So what do we take away from the leaked emails of former US Secretary of State Colin Powell?
Leaving aside the fact the emails were leaked on a site linked to the Russian government, and the consequences (don't type anything you don't want on Twitter), the revelations fall into two camps: what we didn't know but are not surprised to discover and what we didn't know and perhaps didn't expect. In that second category are the revelations of the extent to which the Hillary Clinton camp hoped it could persuade Powell to take the rap for Clinton's use of a private email server while she was secretary of state.
Powell wrote in May:
I've told them repeatedly that they are making a mistake trying to drag me in, yet they still try... The media isn’t fooled and she is getting crucified.
Last month he reported spending the 'last week with [Clinton confidante] Cheryl Mills and the HRC team burying the email flap'.
Sad thing it that HRC could have killed this two years ago by merely telling everyone honestly what she had done and not tie me into it.
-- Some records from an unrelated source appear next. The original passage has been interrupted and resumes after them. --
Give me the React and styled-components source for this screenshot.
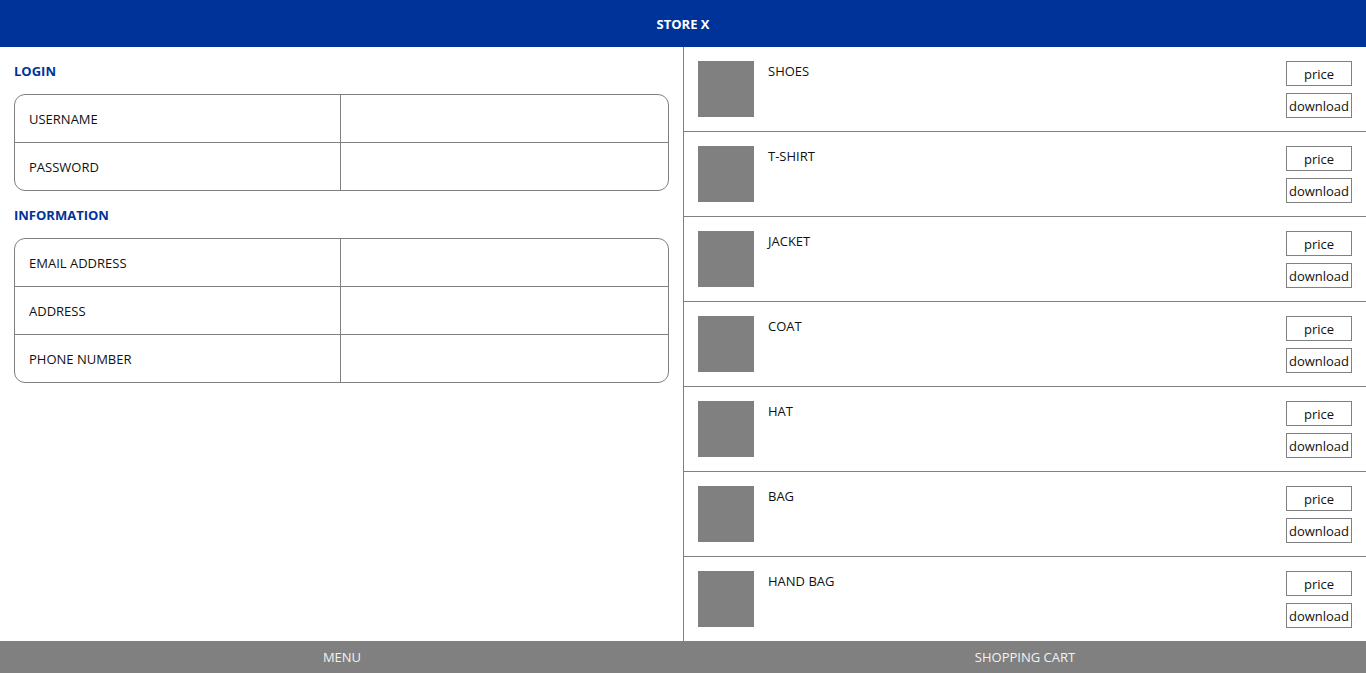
import React from 'react';
import styled, { createGlobalStyle } from 'styled-components';

const GlobalStyle = createGlobalStyle`
  * { box-sizing: border-box; }
  html, body { margin: 0; padding: 0; }
  body {
    font-family: "Open Sans", "Noto Sans", sans-serif;
    font-size: 13px;
    color: #111;
    background: #fff;
  }
`;

const Page = styled.div`
  width: 1366px;
  height: 673px;
  display: flex;
  flex-direction: column;
  overflow: hidden;
`;

const Header = styled.header`
  height: 47px;
  background: #003399;
  color: #fff;
  font-weight: 700;
  font-size: 13px;
  display: flex;
  justify-content: center;
  align-items: center;
`;

const Main = styled.main`
  flex: 1;
  display: flex;
  min-height: 0;
`;

const LeftPanel = styled.section`
  width: 684px;
  border-right: 1px solid #808080;
  padding: 0 14px;
`;

const SectionTitle = styled.h2`
  margin: 0;
  height: 47px;
  display: flex;
  align-items: center;
  font-size: 13px;
  font-weight: 700;
  color: #003399;
`;

const FormTable = styled.div`
  border: 1px solid #808080;
  border-radius: 11px;
  overflow: hidden;
`;

const FormRow = styled.div`
  box-sizing: content-box;
  display: grid;
  grid-template-columns: 326px 1fr;
  height: 47px;
  & + & {
    border-top: 1px solid #808080;
  }
`;

const FieldLabel = styled.div`
  display: flex;
  align-items: center;
  padding-left: 14px;
  border-right: 1px solid #808080;
`;

const FieldValue = styled.div``;

const RightPanel = styled.section`
  flex: 1;
  display: flex;
  flex-direction: column;
`;

const Item = styled.div`
  height: 85px;
  display: flex;
  align-items: flex-start;
  padding: 14px;
  border-bottom: 1px solid #808080;
  &:last-child {
    border-bottom: none;
    height: 84px;
  }
`;

const Thumb = styled.div`
  width: 56px;
  height: 56px;
  background: #808080;
  flex-shrink: 0;
`;

const ItemName = styled.div`
  flex: 1;
  margin-left: 14px;
  line-height: 20px;
`;

const Actions = styled.div`
  display: flex;
  flex-direction: column;
  gap: 7px;
`;

const SmallButton = styled.div`
  width: 66px;
  height: 25px;
  border: 1px solid #808080;
  display: flex;
  align-items: center;
  justify-content: center;
  font-size: 13px;
`;

const Footer = styled.footer`
  height: 32px;
  background: #808080;
  display: flex;
`;

const FooterTab = styled.div`
  flex: ${(p) => (p.$left ? '0 0 684px' : '1')};
  display: flex;
  align-items: center;
  justify-content: center;
  color: #f2f2f2;
  font-size: 13px;
`;

const items = ['SHOES', 'T-SHIRT', 'JACKET', 'COAT', 'HAT', 'BAG', 'HAND BAG'];

const Form = ({ fields }) => (
  <FormTable>
    {fields.map((f) => (
      <FormRow key={f}>
        <FieldLabel>{f}</FieldLabel>
        <FieldValue />
      </FormRow>
    ))}
  </FormTable>
);

export default function App() {
  return (
    <Page>
      <GlobalStyle />
      <Header>STORE X</Header>
      <Main>
        <LeftPanel>
          <SectionTitle>LOGIN</SectionTitle>
          <Form fields={['USERNAME', 'PASSWORD']} />
          <SectionTitle>INFORMATION</SectionTitle>
          <Form fields={['EMAIL ADDRESS', 'ADDRESS', 'PHONE NUMBER']} />
        </LeftPanel>
        <RightPanel>
          {items.map((name) => (
            <Item key={name}>
              <Thumb />
              <ItemName>{name}</ItemName>
              <Actions>
                <SmallButton>price</SmallButton>
                <SmallButton>download</SmallButton>
              </Actions>
            </Item>
          ))}
        </RightPanel>
      </Main>
      <Footer>
        <FooterTab $left>MENU</FooterTab>
        <FooterTab>SHOPPING CART</FooterTab>
      </Footer>
    </Page>
  );
}
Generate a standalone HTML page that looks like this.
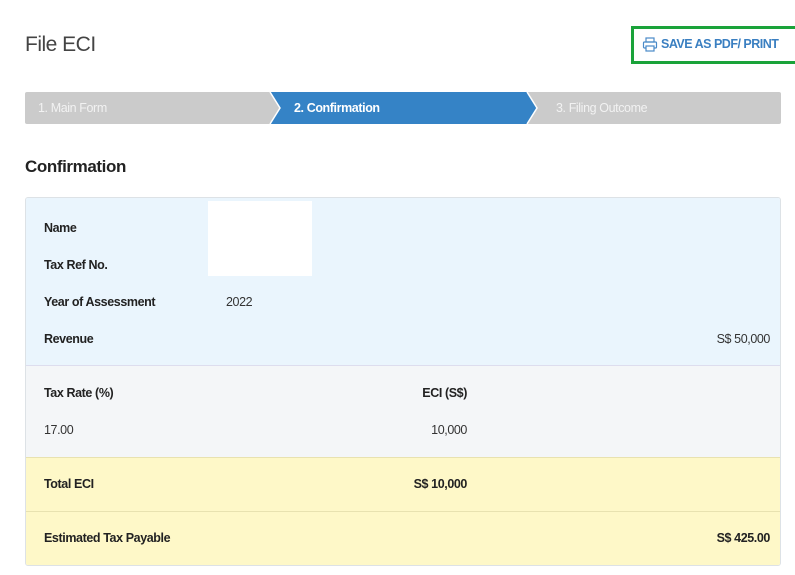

I told her staff three times not to try that gambit. I had to throw a mini tantrum at a Hampton’s party to get their attention. She keeps tripping into these ‘character’ minefields.
He can't remember the dinner party in which he allegedly gave Clinton advice on using email. And he is pretty clear in his view that what he did (using a personal email account) was nothing like what Clinton did:
When I left I took no emails or records with me. No private servers in the basement, etc. No secrets——everyone in the Department knew what we were doing.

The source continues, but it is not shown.